A few small customizations were necessary, but I could isolate these:

  1. When a website user was making the decision to re-syndicate content, on the same page as the content a link was required to the exact remote RSS feed that was the source for the content.
  2. When the content was being re-syndicated from Forest Desk to another GCP website, not only did its content tagging need to be preserved (e.g. this content pertains to “Palm oil”) but the tagging needed to end up in the right vocabulary on the remote site (e.g. “Palm oil” is a commodity, not a country or piece of legislation). This required a custom extension to RSS.
  3. Similarly, when content tagged with geographical locations (e.g. longitude and latitude points) needed to be re-syndicated, the GeoRSS standard needed to be implemented to re-display the locations in the right format.

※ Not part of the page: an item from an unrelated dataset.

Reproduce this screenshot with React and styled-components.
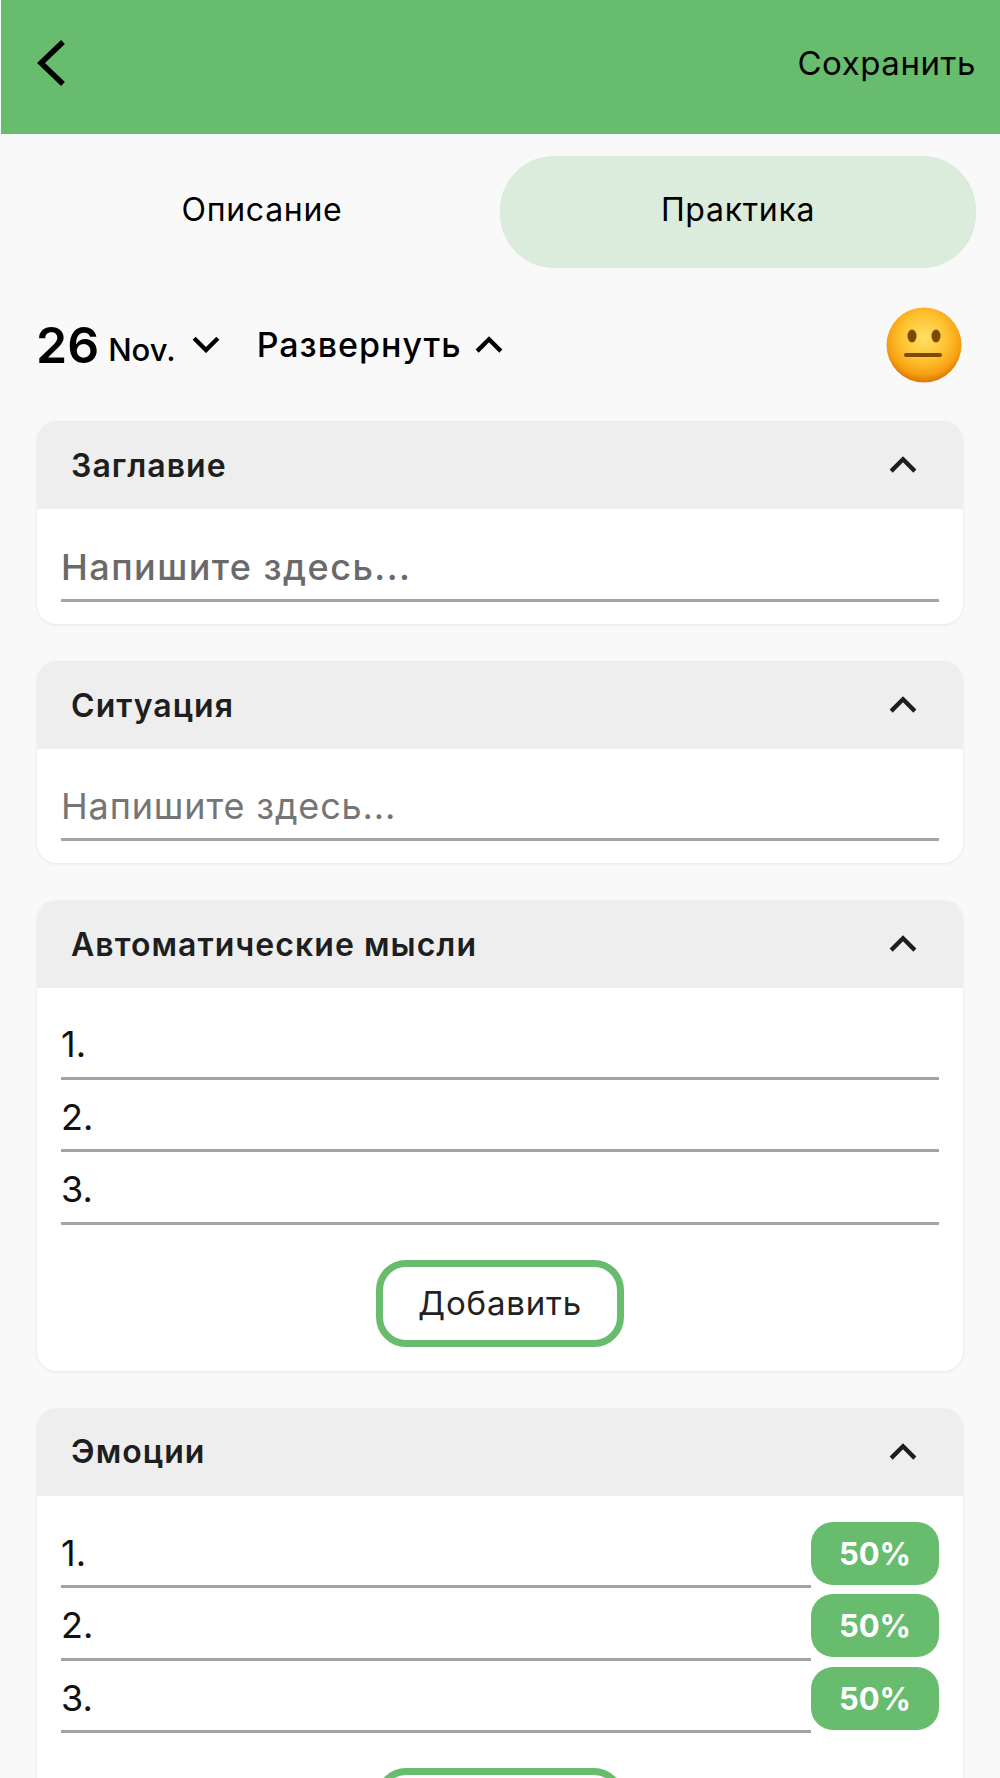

However, each customization, in effect, supported a very specific piece of functionality; removing it only affected that piece, leaving the rest of the website functioning correctly.

Summary

Behaviour-driven development permitted a website to be specified and built quickly and within agile principles. It also meant that at the end of the project a successfully running test suite was delivered along with the website, a suite could be automated for peace of mind both during the acceptance phase but also for any future ongoing development. This means that changes of all sizes can be made with much greater confidence.

Moreover, the resulting suite of BDD tests is a living, breathing part of the website project in its own right, indirectly serving the site’s users by guaranteeing a minimum quality of experience and functionality. As the website itself grows, the suite will not just support the growth, but will be able to grow with it and become richer at the same time.